Cela étant, nous devons nous interroger sur les raisons qui ont amené l’Etat-major des armées françaises à créer en son sein un « commandement des missions intérieures », qui est apparu en public au cours de la cérémonie du 14 juillet, puis le gouvernement à appeler les Français à se porter volontaires pour rejoindre la réserve opérationnelle de nos armées.

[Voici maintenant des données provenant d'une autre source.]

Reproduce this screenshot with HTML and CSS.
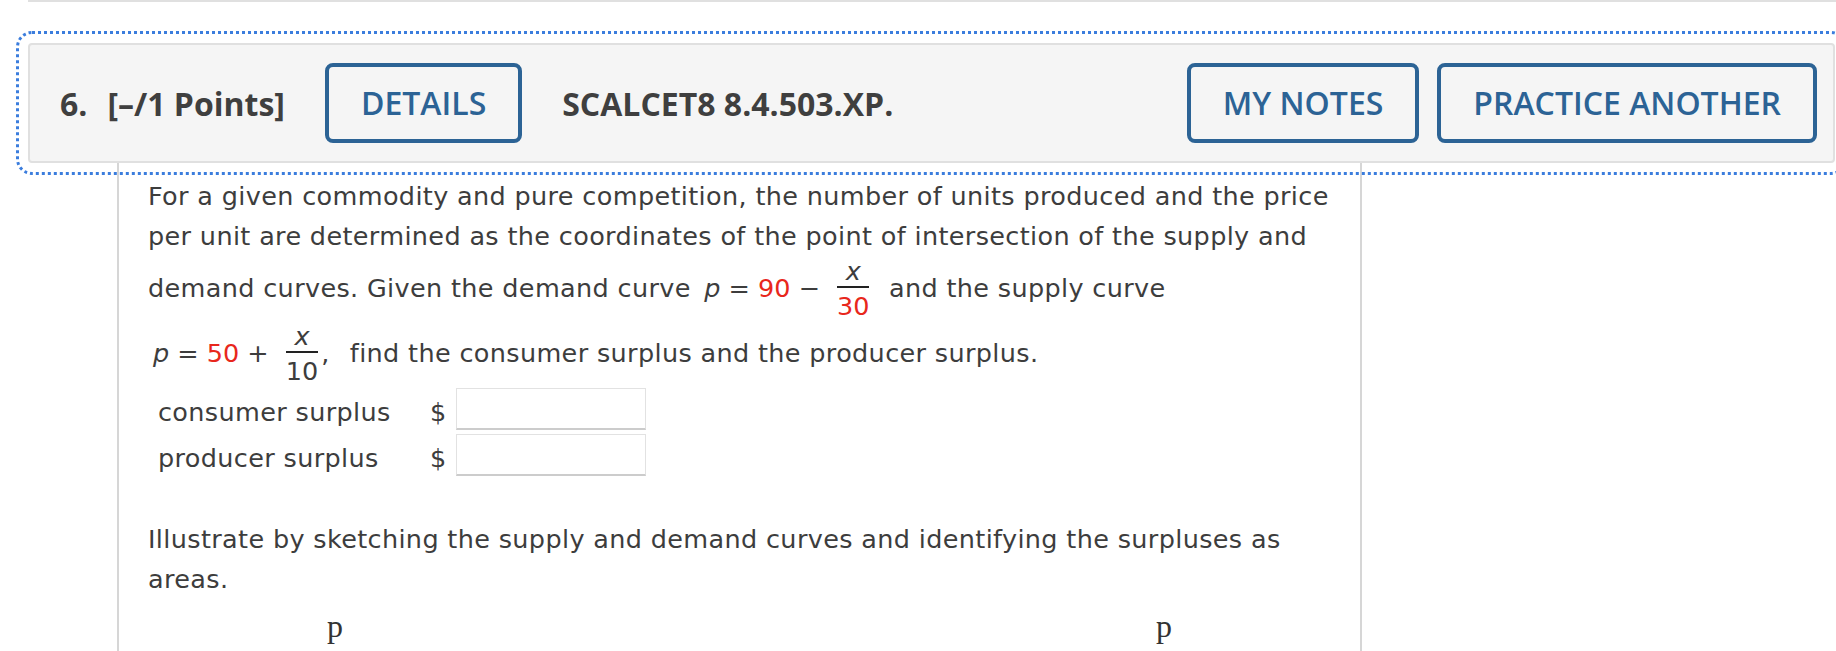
FILE: index.html
```html
<!DOCTYPE html>
<html lang="en">
<head>
<meta charset="utf-8">
<title>Question 6 – SCALCET8 8.4.503.XP.</title>
<link rel="stylesheet" href="styles.css">
</head>
<body>
<div class="prev-question"></div>
<div class="question">
  <div class="q-header">
    <span class="q-num">6.</span>
    <span class="q-points">[–/1 Points]</span>
    <button class="q-btn q-details" type="button">DETAILS</button>
    <span class="q-code">SCALCET8 8.4.503.XP.</span>
    <div class="q-actions">
      <button class="q-btn" type="button">MY NOTES</button>
      <button class="q-btn" type="button">PRACTICE ANOTHER</button>
    </div>
  </div>
  <div class="q-body">
    <p class="q-text">For a given commodity and pure competition, the number of units produced and the price per unit are determined as the coordinates of the point of intersection of the supply and demand curves. Given the demand curve <span class="math"><i>p</i> = <span class="red">90</span> − <span class="frac"><span class="num"><i>x</i></span><span class="den red">30</span></span></span> and the supply curve <span class="math"><i>p</i> = <span class="red">50</span> + <span class="frac"><span class="num"><i>x</i></span><span class="den">10</span></span><span class="punct">,</span></span> find the consumer surplus and the producer surplus.</p>
    <div class="answers">
      <span class="ans-label">consumer surplus</span>
      <span class="ans-cur">$</span>
      <input class="ans-input" type="text" aria-label="consumer surplus">
      <span class="ans-label">producer surplus</span>
      <span class="ans-cur">$</span>
      <input class="ans-input" type="text" aria-label="producer surplus">
    </div>
    <p class="q-text q-illus">Illustrate by sketching the supply and demand curves and identifying the surpluses as areas.</p>
    <div class="graphs">
      <div class="graph"><span class="axis">p</span></div>
      <div class="graph"><span class="axis">p</span></div>
    </div>
  </div>
</div>
</body>
</html>
```

FILE: styles.css
```css
html, body {
  margin: 0;
  padding: 0;
  background: #ffffff;
}

body {
  font-family: "DejaVu Sans", Verdana, sans-serif;
  color: #3d3d3d;
  overflow: hidden;
}

.prev-question {
  margin-left: 28px;
  height: 0;
  border-bottom: 2px solid #e0e0e0;
}

.question {
  margin-top: 41px;
}

.q-header {
  margin-left: 28px;
  margin-right: 1px;
  display: flex;
  align-items: center;
  padding: 18px 16px 18px 30px;
  background: #f5f5f5;
  border: 2px solid #e0e0e0;
  border-radius: 4px;
  outline: 3px dotted #3b7ddd;
  outline-offset: 9px;
  font-family: "Open Sans", "Noto Sans", sans-serif;
  font-size: 32px;
  color: #3f3f3f;
}

.q-num {
  font-weight: 700;
  margin-right: 20px;
}

.q-points {
  font-weight: 700;
  margin-right: 40px;
}

.q-code {
  font-weight: 700;
  margin-left: 40px;
}

.q-btn {
  box-sizing: border-box;
  height: 80px;
  padding: 0 32px;
  font-family: "Open Sans", "Noto Sans", sans-serif;
  font-size: 32px;
  font-weight: 600;
  line-height: 72px;
  color: #2c6395;
  background: transparent;
  border: 4px solid #2c6395;
  border-radius: 8px;
  cursor: pointer;
}

.q-actions {
  margin-left: auto;
  display: flex;
  gap: 18px;
}

.q-body {
  box-sizing: border-box;
  width: 1245px;
  margin-left: 117px;
  padding: 13px 18px 0 29px;
  border-left: 2px solid #d6d6d6;
  border-right: 2px solid #d6d6d6;
}

.q-text {
  margin: 0;
  font-size: 25.5px;
  letter-spacing: 0.35px;
  line-height: 40px;
}

.math {
  white-space: nowrap;
  margin-left: 5px;
  margin-right: 8px;
  letter-spacing: 0;
}

.punct {
  margin-right: 4px;
}

.red {
  color: #e8271c;
}

.frac {
  display: inline-flex;
  flex-direction: column;
  align-items: stretch;
  text-align: center;
  vertical-align: 17px;
  margin: 0 3px 0 9px;
}

.num {
  line-height: 30px;
  padding: 0 4px;
  border-bottom: 2px solid #222;
}

.den {
  line-height: 30px;
  padding-top: 3px;
}

.answers {
  display: grid;
  grid-template-columns: 282px 26px 190px;
  row-gap: 1px;
  align-items: start;
  margin-top: 2px;
  font-size: 25.5px;
  letter-spacing: 0.35px;
}

.ans-label {
  padding-left: 10px;
  padding-top: 3px;
  line-height: 42px;
}

.ans-cur {
  padding-top: 3px;
  line-height: 42px;
}

.ans-input {
  box-sizing: border-box;
  width: 190px;
  height: 42px;
  margin: 0;
  border: 1px solid #e2e2e2;
  border-bottom: 2px solid #cccccc;
  background: #ffffff;
  font-size: 20px;
}

.q-illus {
  margin-top: 40px;
}

.graphs {
  display: flex;
  gap: 129px;
  height: 50px;
  margin-top: 5px;
}

.graph {
  flex: 0 0 700px;
  padding-left: 179px;
  box-sizing: border-box;
}

.axis {
  font-family: "Liberation Serif", "Times New Roman", serif;
  font-size: 32px;
  line-height: 44px;
  color: #333333;
}
```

Ces deux initiatives sont de nature à renforcer l’encadrement militaire de notre peuple ; dans le contexte de l’Etat d’urgence, nous sommes en droit d’y voir un facteur de fascisation, un moyen supplémentaire pour imposer aux mouvements populaires de revendication des contrôles toujours plus lourds, plus pénibles, évidemment dans l’espoir que caressent messieurs Hollande, Valls et Cazeneuve d’épuiser l’énergie que nous mettons dans nos revendications légitimes…

Mais il y a une autre hypothèse : depuis des décennies, nos gouvernements successifs ont spécialisé l’armée française dans les opérations extérieures au détriment de la défense du territoire national : ils ont même supprimé les garnisons frontalières de l’est de notre pays !

Les officiers de notre état-major ont bien évidemment vu qu’il en résulte de véritables brèches dans notre potentiel de défense nationale : ont-ils fini par se faire entendre de ceux qui nous gouvernent, par leur faire comprendre qu’il est extrêmement dangereux de laisser ainsi le champ libre aux réseaux clandestins de l’OTAN, c’est-à-dire de laisser circuler librement les bandes armées fascistes et nazies ? Ce n’est pas impossible.

Quoi qu’il en soit, une chose doit être claire : si les diverses forces armées dont disposent les chefs du capitalisme français leur apportent le service qu’ils en attendent, alors, toute tentative révolutionnaire commençant par un coup de force destiné à briser la structure de l’Etat bourgeois sera écrasée dans un bain de sang avant même que le peuple ait pu réagir. En vérité, ce n’est pas nouveau.

Mais cela nous ramène à une vérité constante de l’histoire humaine : les véritables révolutions, celles qui changent véritablement la base des pouvoirs économique et politique, ces révolutions se produisent quand une grande majorité des femmes et des hommes qui ont intérêt à ces changements se voient majoritaires dans la société, prennent clairement conscience de leur intérêt et se mettent en mouvement pour les réaliser : dans les révolutions véritables, le parti révolutionnaire est toujours très largement majoritaire.

Les minorités agissantes sont toujours une illusion.

Le devoir des révolutionnaires est donc de propager dans toutes les catégories sociales la conscience de la révolution nécessaire, en franchissant les limites de ces catégories, jusqu’à ce que la conscience de la révolution nécessaire soit le fait d’une large majorité de la population, incluant une grande partie des fonctionnaires militaires, policiers et de justice, jusqu’à ce que la masse de cette majorité emporte toutes les défenses que la classe exploiteuse a bâties autour de l’exploitation : c’est en travaillant la société de cette manière que nous réduirons l’épanchement du sang que tentera dans tous les cas la contre-révolution.